The lawsuit also describes a series of April 2019 statements in which Tesla and Musk promised that existing cars would receive software updates bringing full self-driving capabilities:

On April 3, 2019, Tesla issued a press release stating that “Tesla is making significant progress in the development of its autonomous driving software and hardware, including our FSD computer, which is currently in production and which will enable full-self driving via future over-the-air software updates.”

On April 14, 2019, hyping the viability of Tesla’s Autopilot technology, Defendant Musk tweeted that “[b]uying a car in 2019 that can’t upgrade to full self-driving is like buying a horse instead of a car in 1919.”

Likewise, on April 22, 2019, Defendant Musk posted a nearly four-hour video under the caption “Tesla Full Self-Driving,” which depicted footage of Tesla cars purportedly driving autonomously, as well as Musk and other Tesla executives discussing at length the various features of the Autopilot system, at a “Tesla Autonomy Day” event.

Though Tesla’s SEC filings warned that the carmaker could face product liability claims, the lawsuit accuses Tesla of “simultaneously downplaying such risks and touting the purported safety of the Company’s vehicles.”

The lawsuit seeks a trial by jury and financial damages.

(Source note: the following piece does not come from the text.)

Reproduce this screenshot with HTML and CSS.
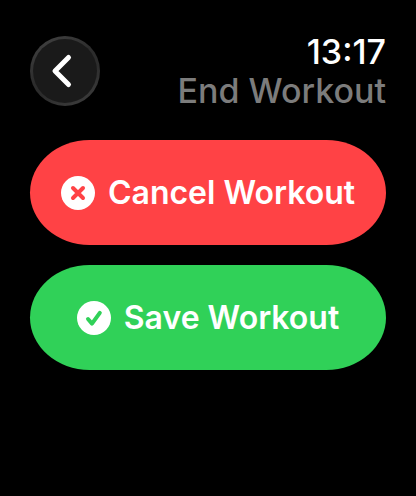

A few weeks ago, a jury in the same federal court cleared Musk of charges in a lawsuit that alleged he harmed investors with false statements about having secured funding to take Tesla private. Even though a judge ruled that Musk’s taking-Tesla-private tweets were false and reckless, the jury foreperson said the plaintiffs’ case “didn’t land” and seemed to be “relying on just the tweets.”


Of course, it’s important to mention that significant safety issues have also been identified in most if not all autonomous aka self-driving software applications (see 1, 2, 3, 4, 5, 6, 7, 8, 9, 10, 11) – not just Tesla’s (see 1, 2, 3, 4, 5, 6).  Nevertheless, driverless vehicles continue to be approved for operation on U.S. roads.